◆ TASK GOAL:
Go through the material and pull out every line with the string "React" in it.

◆ SUPPLIED INFORMATION:
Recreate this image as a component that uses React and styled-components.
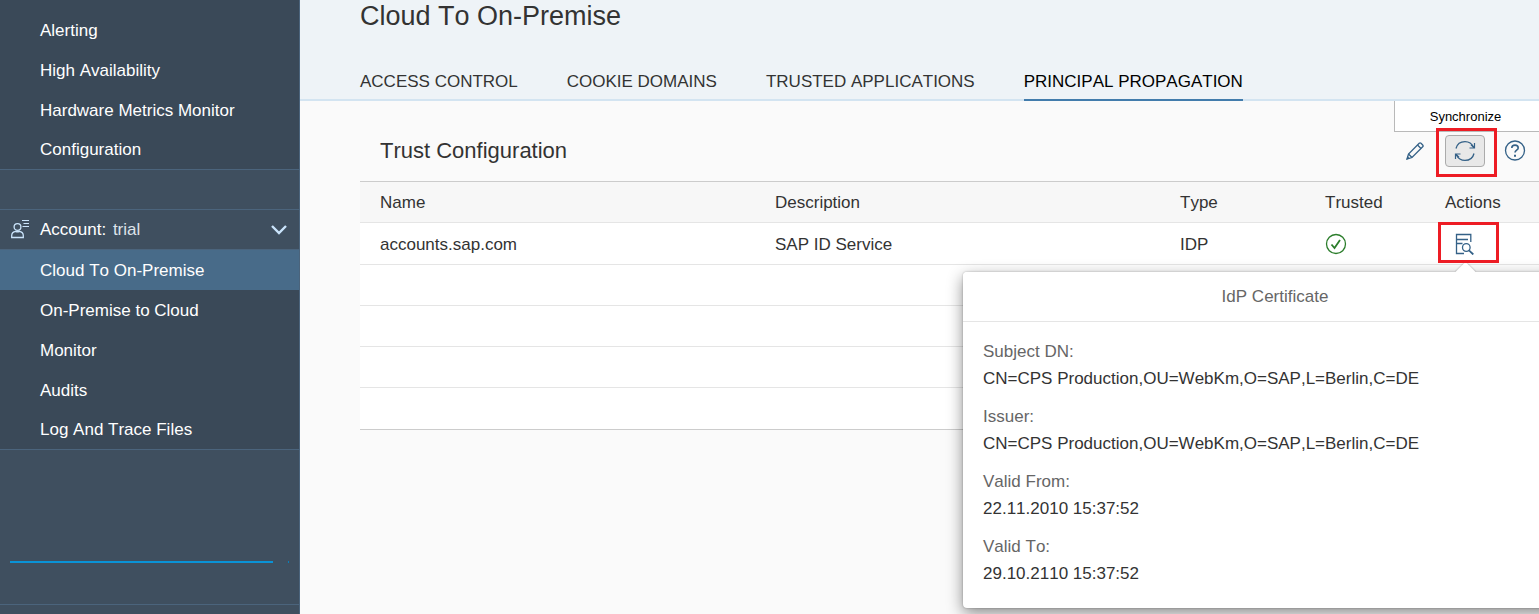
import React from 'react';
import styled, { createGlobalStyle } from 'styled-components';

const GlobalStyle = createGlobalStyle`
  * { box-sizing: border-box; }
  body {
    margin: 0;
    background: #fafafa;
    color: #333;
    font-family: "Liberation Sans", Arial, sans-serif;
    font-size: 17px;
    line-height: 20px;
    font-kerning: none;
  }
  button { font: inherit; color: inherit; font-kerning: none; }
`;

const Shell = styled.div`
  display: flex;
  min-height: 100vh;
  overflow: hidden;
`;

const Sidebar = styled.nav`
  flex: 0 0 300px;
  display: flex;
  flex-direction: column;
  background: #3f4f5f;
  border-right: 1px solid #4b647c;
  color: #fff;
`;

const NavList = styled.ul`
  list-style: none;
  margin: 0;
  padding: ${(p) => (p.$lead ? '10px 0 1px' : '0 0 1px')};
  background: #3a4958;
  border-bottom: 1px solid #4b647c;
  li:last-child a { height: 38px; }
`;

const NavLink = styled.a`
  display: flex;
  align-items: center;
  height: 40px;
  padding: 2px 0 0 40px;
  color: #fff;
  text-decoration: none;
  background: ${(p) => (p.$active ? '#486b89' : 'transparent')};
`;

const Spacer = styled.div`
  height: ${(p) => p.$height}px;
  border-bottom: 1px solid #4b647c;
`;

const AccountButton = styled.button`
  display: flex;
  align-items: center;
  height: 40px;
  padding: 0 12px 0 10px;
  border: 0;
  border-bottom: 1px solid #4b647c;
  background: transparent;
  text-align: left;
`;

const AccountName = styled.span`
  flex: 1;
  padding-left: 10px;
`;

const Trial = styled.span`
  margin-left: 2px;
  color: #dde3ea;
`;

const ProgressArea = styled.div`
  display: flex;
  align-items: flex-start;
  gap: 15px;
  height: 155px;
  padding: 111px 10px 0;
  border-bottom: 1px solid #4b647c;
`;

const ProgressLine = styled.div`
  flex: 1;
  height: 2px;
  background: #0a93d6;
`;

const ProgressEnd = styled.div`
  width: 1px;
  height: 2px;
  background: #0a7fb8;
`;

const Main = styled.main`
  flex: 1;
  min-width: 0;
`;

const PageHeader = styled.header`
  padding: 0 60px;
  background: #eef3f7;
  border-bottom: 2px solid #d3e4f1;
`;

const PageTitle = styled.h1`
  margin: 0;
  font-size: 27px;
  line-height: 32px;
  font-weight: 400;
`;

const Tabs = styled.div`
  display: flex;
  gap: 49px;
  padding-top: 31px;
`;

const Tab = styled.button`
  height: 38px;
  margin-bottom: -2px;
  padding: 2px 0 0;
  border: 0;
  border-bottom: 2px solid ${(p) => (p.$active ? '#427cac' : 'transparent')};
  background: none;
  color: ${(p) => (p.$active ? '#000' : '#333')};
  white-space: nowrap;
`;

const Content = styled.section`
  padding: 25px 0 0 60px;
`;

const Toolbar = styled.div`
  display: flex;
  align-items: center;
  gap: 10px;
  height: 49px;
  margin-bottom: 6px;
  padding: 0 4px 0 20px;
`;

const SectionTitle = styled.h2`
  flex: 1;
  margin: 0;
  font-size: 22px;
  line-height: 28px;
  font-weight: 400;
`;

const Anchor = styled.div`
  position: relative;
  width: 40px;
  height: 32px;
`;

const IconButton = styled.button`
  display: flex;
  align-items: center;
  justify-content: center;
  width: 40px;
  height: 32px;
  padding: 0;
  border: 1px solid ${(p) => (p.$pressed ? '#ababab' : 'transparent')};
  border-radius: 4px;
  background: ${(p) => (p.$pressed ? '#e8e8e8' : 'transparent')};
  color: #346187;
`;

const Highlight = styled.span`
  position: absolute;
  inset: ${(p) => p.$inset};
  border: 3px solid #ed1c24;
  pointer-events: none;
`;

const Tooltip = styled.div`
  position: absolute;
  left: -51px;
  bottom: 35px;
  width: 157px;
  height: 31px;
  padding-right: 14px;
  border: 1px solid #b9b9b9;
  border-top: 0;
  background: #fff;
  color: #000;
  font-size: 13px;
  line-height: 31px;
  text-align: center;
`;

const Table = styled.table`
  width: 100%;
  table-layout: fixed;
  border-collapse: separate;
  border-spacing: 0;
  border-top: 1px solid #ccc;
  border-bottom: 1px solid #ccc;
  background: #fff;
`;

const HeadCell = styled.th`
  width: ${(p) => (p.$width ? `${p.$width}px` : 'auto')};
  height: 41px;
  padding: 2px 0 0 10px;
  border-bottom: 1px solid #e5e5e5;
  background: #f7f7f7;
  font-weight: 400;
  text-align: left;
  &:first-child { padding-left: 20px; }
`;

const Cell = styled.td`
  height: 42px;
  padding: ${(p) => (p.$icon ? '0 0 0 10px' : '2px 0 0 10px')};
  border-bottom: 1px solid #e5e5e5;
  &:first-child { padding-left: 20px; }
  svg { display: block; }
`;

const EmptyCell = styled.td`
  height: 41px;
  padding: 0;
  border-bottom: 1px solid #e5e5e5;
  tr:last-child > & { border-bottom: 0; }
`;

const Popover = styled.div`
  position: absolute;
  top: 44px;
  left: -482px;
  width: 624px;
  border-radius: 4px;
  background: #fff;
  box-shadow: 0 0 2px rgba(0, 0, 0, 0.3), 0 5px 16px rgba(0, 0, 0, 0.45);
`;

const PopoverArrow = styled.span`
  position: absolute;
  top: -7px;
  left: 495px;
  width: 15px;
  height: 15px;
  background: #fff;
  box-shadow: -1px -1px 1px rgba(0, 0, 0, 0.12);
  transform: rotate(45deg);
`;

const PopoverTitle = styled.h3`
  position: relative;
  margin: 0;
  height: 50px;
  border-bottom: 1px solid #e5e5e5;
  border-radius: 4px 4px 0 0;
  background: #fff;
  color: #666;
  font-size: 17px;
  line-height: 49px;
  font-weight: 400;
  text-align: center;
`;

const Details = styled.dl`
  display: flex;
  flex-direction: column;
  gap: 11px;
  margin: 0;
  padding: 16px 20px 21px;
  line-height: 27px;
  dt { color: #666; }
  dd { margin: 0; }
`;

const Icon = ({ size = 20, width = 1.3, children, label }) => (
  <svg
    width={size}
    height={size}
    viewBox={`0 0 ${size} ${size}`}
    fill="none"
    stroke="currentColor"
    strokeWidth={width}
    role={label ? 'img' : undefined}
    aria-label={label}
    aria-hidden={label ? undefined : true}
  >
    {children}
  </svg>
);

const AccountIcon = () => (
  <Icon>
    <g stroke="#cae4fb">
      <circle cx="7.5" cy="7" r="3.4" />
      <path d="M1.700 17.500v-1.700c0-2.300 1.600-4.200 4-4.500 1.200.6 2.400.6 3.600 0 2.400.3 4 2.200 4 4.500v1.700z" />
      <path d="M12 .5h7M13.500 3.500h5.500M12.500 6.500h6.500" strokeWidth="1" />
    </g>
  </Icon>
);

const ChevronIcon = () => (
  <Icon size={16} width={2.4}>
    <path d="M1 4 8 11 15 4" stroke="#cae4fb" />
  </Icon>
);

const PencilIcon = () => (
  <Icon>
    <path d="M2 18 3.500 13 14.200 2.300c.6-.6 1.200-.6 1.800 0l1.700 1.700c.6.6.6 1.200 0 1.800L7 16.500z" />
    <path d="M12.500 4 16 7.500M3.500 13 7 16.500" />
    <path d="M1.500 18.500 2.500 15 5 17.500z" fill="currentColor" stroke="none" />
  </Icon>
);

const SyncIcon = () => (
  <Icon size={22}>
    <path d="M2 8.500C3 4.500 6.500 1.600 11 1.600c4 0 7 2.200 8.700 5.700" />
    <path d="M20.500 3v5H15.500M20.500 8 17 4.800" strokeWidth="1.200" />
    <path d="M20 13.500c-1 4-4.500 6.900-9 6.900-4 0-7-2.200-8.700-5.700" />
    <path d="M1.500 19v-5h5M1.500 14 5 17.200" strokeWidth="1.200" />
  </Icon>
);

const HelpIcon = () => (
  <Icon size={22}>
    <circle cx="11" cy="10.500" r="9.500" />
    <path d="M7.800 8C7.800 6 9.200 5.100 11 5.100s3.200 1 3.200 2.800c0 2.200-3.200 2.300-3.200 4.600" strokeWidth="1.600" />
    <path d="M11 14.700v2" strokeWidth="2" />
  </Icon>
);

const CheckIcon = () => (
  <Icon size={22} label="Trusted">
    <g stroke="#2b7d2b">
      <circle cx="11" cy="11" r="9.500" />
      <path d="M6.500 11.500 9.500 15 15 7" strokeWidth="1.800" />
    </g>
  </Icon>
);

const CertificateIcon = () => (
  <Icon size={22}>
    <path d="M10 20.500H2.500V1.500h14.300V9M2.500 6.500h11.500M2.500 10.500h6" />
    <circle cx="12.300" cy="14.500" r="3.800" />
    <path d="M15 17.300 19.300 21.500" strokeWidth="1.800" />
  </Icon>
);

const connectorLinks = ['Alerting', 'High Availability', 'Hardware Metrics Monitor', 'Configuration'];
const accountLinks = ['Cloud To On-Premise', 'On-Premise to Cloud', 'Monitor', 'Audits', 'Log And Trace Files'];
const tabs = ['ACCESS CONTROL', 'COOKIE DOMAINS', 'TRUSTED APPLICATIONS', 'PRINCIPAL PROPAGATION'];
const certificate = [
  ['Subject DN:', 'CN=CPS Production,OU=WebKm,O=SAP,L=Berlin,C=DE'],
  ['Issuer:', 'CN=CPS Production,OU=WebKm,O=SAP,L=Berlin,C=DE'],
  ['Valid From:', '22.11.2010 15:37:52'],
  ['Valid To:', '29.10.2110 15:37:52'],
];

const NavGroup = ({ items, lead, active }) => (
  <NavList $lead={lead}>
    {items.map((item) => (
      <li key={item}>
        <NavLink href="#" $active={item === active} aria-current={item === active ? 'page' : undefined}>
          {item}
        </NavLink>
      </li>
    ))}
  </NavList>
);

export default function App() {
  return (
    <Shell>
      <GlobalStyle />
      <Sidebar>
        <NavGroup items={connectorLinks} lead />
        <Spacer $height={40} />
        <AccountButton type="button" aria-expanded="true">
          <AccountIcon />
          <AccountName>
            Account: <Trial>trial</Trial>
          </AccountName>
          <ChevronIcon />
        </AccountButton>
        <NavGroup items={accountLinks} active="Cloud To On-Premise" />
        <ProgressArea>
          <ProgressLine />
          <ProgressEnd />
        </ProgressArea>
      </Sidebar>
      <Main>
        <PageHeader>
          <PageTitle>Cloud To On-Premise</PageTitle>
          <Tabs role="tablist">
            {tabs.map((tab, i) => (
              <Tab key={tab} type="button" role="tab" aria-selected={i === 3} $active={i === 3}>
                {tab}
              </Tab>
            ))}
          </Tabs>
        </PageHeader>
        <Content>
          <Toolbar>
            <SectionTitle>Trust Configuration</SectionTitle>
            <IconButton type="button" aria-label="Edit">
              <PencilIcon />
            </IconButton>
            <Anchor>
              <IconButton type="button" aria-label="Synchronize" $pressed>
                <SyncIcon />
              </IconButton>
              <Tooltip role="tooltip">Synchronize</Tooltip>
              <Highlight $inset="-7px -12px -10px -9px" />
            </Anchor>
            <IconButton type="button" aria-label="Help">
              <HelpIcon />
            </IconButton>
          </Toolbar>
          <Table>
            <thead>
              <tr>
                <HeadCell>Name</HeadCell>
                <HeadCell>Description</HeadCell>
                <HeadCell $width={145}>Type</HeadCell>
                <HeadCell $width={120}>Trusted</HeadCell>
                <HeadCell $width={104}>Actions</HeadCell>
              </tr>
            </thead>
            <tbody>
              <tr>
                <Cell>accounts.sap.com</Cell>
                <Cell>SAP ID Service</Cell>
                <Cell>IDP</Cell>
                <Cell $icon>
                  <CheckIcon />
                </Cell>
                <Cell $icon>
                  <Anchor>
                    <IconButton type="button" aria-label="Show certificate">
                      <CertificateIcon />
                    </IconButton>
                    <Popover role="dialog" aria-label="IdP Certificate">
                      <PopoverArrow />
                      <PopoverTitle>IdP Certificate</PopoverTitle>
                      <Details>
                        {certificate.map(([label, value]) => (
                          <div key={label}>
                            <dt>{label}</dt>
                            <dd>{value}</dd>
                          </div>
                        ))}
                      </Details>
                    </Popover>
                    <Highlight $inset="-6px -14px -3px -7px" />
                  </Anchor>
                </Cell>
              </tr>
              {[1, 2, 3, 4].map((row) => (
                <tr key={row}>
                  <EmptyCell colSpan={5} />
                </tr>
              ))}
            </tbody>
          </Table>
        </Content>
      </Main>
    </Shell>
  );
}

◆ RIGHT ANSWER:
Recreate this image as a component that uses React and styled-components.
import React from 'react';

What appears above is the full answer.